Amazon Patent Shows Potential for Drones To Be Next Frontier in Home Security
The tech behemoth already plans to roll out delivery drones. It’s now considering offering a home surveillance service to customers.
- By Haley Samsel
- Jul 08, 2019
Amazon has already earned a slew of media attention for its plans to deploy a fleet of delivery drones in the near future. Now, the company has scored its first win in exploring the potential for those drones to also serve as a home surveillance tool for customers.
A 2015 patent for surveillance drones filed by the company earned approval from federal officials last month, according to National Public Radio. While plans for this service are still in the early stages, the patent envisions a day in which customers can request that a drone perform a “surveillance action” of their home on an hourly, daily or weekly basis.
The drone would film a specific home and determine the probability of a “surveillance event,” or disturbance, at the home. Some examples offered by the company include a property breach, an open garage door, a fire or a broken window.
If the drone determines that there is a high probability of a security issue, it could send an alert to local fire and police authorities or the user themselves, depending on the severity of the event.
There are some privacy concerns associated with the patent, including the possibility that neighbors’ homes and other property could be filmed without the permission or knowledge of the property owners.
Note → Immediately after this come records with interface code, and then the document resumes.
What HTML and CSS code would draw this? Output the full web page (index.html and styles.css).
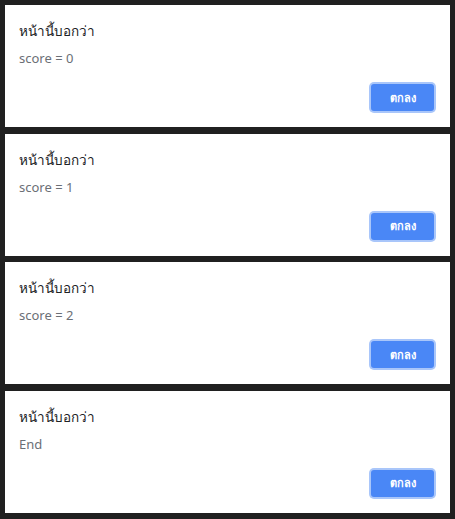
FILE: index.html
```html
<!DOCTYPE html>
<html lang="th">
<head>
<meta charset="utf-8">
<link rel="stylesheet" href="styles.css">
</head>
<body>
<div class="stack">
  <div class="dialog">
    <div class="title">หน้านี้บอกว่า</div>
    <div class="msg">score = 0</div>
    <div class="actions"><button class="ok">ตกลง</button></div>
  </div>
  <div class="dialog">
    <div class="title">หน้านี้บอกว่า</div>
    <div class="msg">score = 1</div>
    <div class="actions"><button class="ok">ตกลง</button></div>
  </div>
  <div class="dialog">
    <div class="title">หน้านี้บอกว่า</div>
    <div class="msg">score = 2</div>
    <div class="actions"><button class="ok">ตกลง</button></div>
  </div>
  <div class="dialog">
    <div class="title">หน้านี้บอกว่า</div>
    <div class="msg">End</div>
    <div class="actions"><button class="ok">ตกลง</button></div>
  </div>
</div>
</body>
</html>
```
FILE: styles.css
```css
html, body {
  margin: 0;
  padding: 0;
  background: #202020;
  height: 100%;
}
body {
  font-family: "Noto Sans", "DejaVu Sans", sans-serif;
}
.stack {
  padding: 5px 5px 0 5px;
  display: flex;
  flex-direction: column;
  gap: 6.67px;
}
.dialog {
  background: #ffffff;
  height: 122px;
  box-sizing: border-box;
  padding: 16px 16px 16px 14px;
  display: flex;
  flex-direction: column;
}
.title {
  font-size: 13.5px;
  color: #202124;
  line-height: 20px;
  margin-top: 0;
}
.msg {
  font-size: 13px;
  color: #6b6f76;
  line-height: 18px;
  margin-top: 8px;
}
.actions {
  margin-top: auto;
  display: flex;
  justify-content: flex-end;
}
.ok {
  width: 63px;
  height: 27px;
  border: none;
  border-radius: 3px;
  background: #4a87f6;
  color: #ffffff;
  font-family: inherit;
  font-size: 11px;
  font-weight: bold;
  box-shadow: 0 0 0 2px #a9c6fa;
  padding: 0;
}
```
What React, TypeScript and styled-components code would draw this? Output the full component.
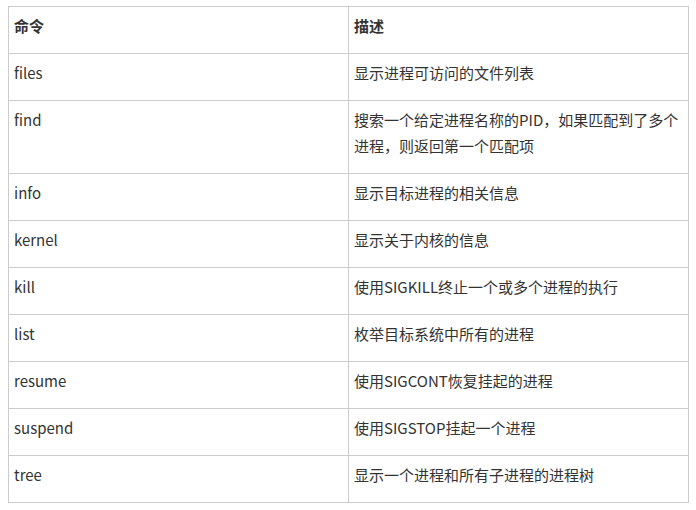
import React from "react";
import styled, { createGlobalStyle } from "styled-components";

const GlobalStyle = createGlobalStyle`
  html, body {
    margin: 0;
    padding: 0;
    background: #fff;
  }
  body {
    font-family: "Noto Sans CJK SC", "Noto Sans", sans-serif;
  }
`;

const Page = styled.div`
  padding: 6px 8px 0 8px;
  width: 680px;
`;

const Table = styled.table`
  width: 680px;
  border-collapse: collapse;
  table-layout: fixed;
  font-size: 15px;
  color: #333;
`;

const HeadCell = styled.th`
  border: 1px solid #ccc;
  padding: 6px 5px 14px;
  line-height: 26px;
  text-align: left;
  vertical-align: top;
  font-weight: bold;
`;

const Cell = styled.td`
  border: 1px solid #ccc;
  padding: 6px 5px 14px;
  line-height: 26px;
  text-align: left;
  vertical-align: top;
  word-break: break-all;
`;

const rows: [string, string][] = [
  ["files", "显示进程可访问的文件列表"],
  ["find", "搜索一个给定进程名称的PID，如果匹配到了多个进程，则返回第一个匹配项"],
  ["info", "显示目标进程的相关信息"],
  ["kernel", "显示关于内核的信息"],
  ["kill", "使用SIGKILL终止一个或多个进程的执行"],
  ["list", "枚举目标系统中所有的进程"],
  ["resume", "使用SIGCONT恢复挂起的进程"],
  ["suspend", "使用SIGSTOP挂起一个进程"],
  ["tree", "显示一个进程和所有子进程的进程树"],
];

export default function App() {
  return (
    <Page>
      <GlobalStyle />
      <Table>
        <colgroup>
          <col style={{ width: 340 }} />
          <col style={{ width: 340 }} />
        </colgroup>
        <thead>
          <tr>
            <HeadCell>命令</HeadCell>
            <HeadCell>描述</HeadCell>
          </tr>
        </thead>
        <tbody>
          {rows.map(([cmd, desc]) => (
            <tr key={cmd}>
              <Cell>{cmd}</Cell>
              <Cell>{desc}</Cell>
            </tr>
          ))}
        </tbody>
      </Table>
    </Page>
  );
}
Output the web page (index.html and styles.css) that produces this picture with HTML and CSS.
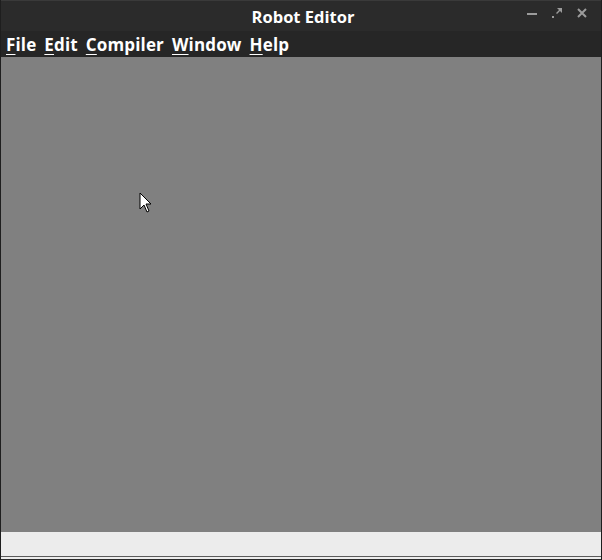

The drones also have the potential to identify people with permission to be on the property as “intruders” and incorrectly alert authorities.
“We don’t yet have a sense of the violation we might feel on account of the widespread use of drones,” Jeff Ward, the director of Duke University’s Center on Law and Technology, told NPR.
Amazon officials said they would use geofencing technology to draw a specific perimeter of surveillance and blur out any data that is outside of the selected area, NPR reported.
"Some reports have suggested that this technology would spy or gather data on homes without authorization," Amazon spokesperson John Tagle said in a statement. "To be clear, that's not what the patent says. The patent clearly states that it would be an opt-in service available to customers who authorize monitoring of their home."
As The Verge points out, there is also a significant chance that Amazon will never offer the drone service, just as the company has dropped previous ideas after patenting them. But with the tech behemoth planning to launch drone delivery in a “matter of months,” customers should not be surprised when Amazon comes forward with the power to look after their home while they’re on vacation.